Recently, on October, 22, the Aşure party has been held in Ezıç Premier, Kyrenia. It was a part of cultural program for the members of `Lions club` with traditional charity sale organized by association. For this time, Şerife Kutlu, our friend and previous President of the club, cooked Aşure on the special occasion of another Lions Club meeting. We forward special thanks to Ms Serife for her efforts and support!
During several years have I met this healthy dish here in Cyprus and were fascinated by its taste. So I decided to dig up deeper and discovered the history of Aşure. Let me share it with you…

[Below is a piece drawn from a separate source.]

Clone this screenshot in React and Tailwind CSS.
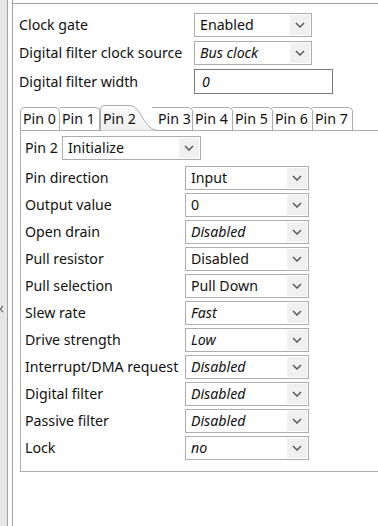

According to the most popular version of Aşure`s origin, this delicacy dates back to Noah time (Nuh in Islam).
Allegedly, when a stock on Noah’s ark was exhausted and only some of the species rested on board, Noah gathered some edible plants and fruit from nearby debris and mixed them in a bowl to feed everyone.
As a result, he prepared very tasty dish, which provided travelers with energy enough up until the fourth day of the famous voyage. They could therefore continue their journey and successfully landed on Mount Ararat soon. That’s why English people call Aşure `Noah’s pudding`.
The first aşure’s recipe consisted of 40 components. Nowadays, housewives use no more than 15 elements, or a little bit more.
These are chickpea, wheat, starch, rise, white beans, raisins, cinnamon, garnet, figs, dried apricots, nuts, milk, salt, sugar or honey.
In Turkey, as well as on Cyprus, Ashure is not only tasty dessert, but also a symbol of abundance. Moreover, it has been considered as a medicine for almost all diseases from the Ottoman Empire times. Tasty and universal panacea, though!
There is a tradition to cook Ashure in each Turkish home on Thanksgiving Day at the end of Kurban Bayram.
It seems that culinary traditions and historic motifs correlate all over the world. Armenians, for instance, have a dish named Shorva-Shorhpa, which resembles ashure. While Russian people cook Sochivo, similar to legendary Ottoman delicacy, for their national celebration of Kutya.
Back in ancient times there was a goddess of fertility named Asherah (sometimes referred to as Ashtory or Ishtar). Presumably, her name was used to designate the popular dish so that it is now called `ashure`…
Legends are amusing to explore, and which one is closer to the truth is for you to decide.
Apparently, the dish of unique qualities has also its own curious history, which unites people from different places of the world.
Create your own Ashure celebration and let it be a symbol of international Friendship!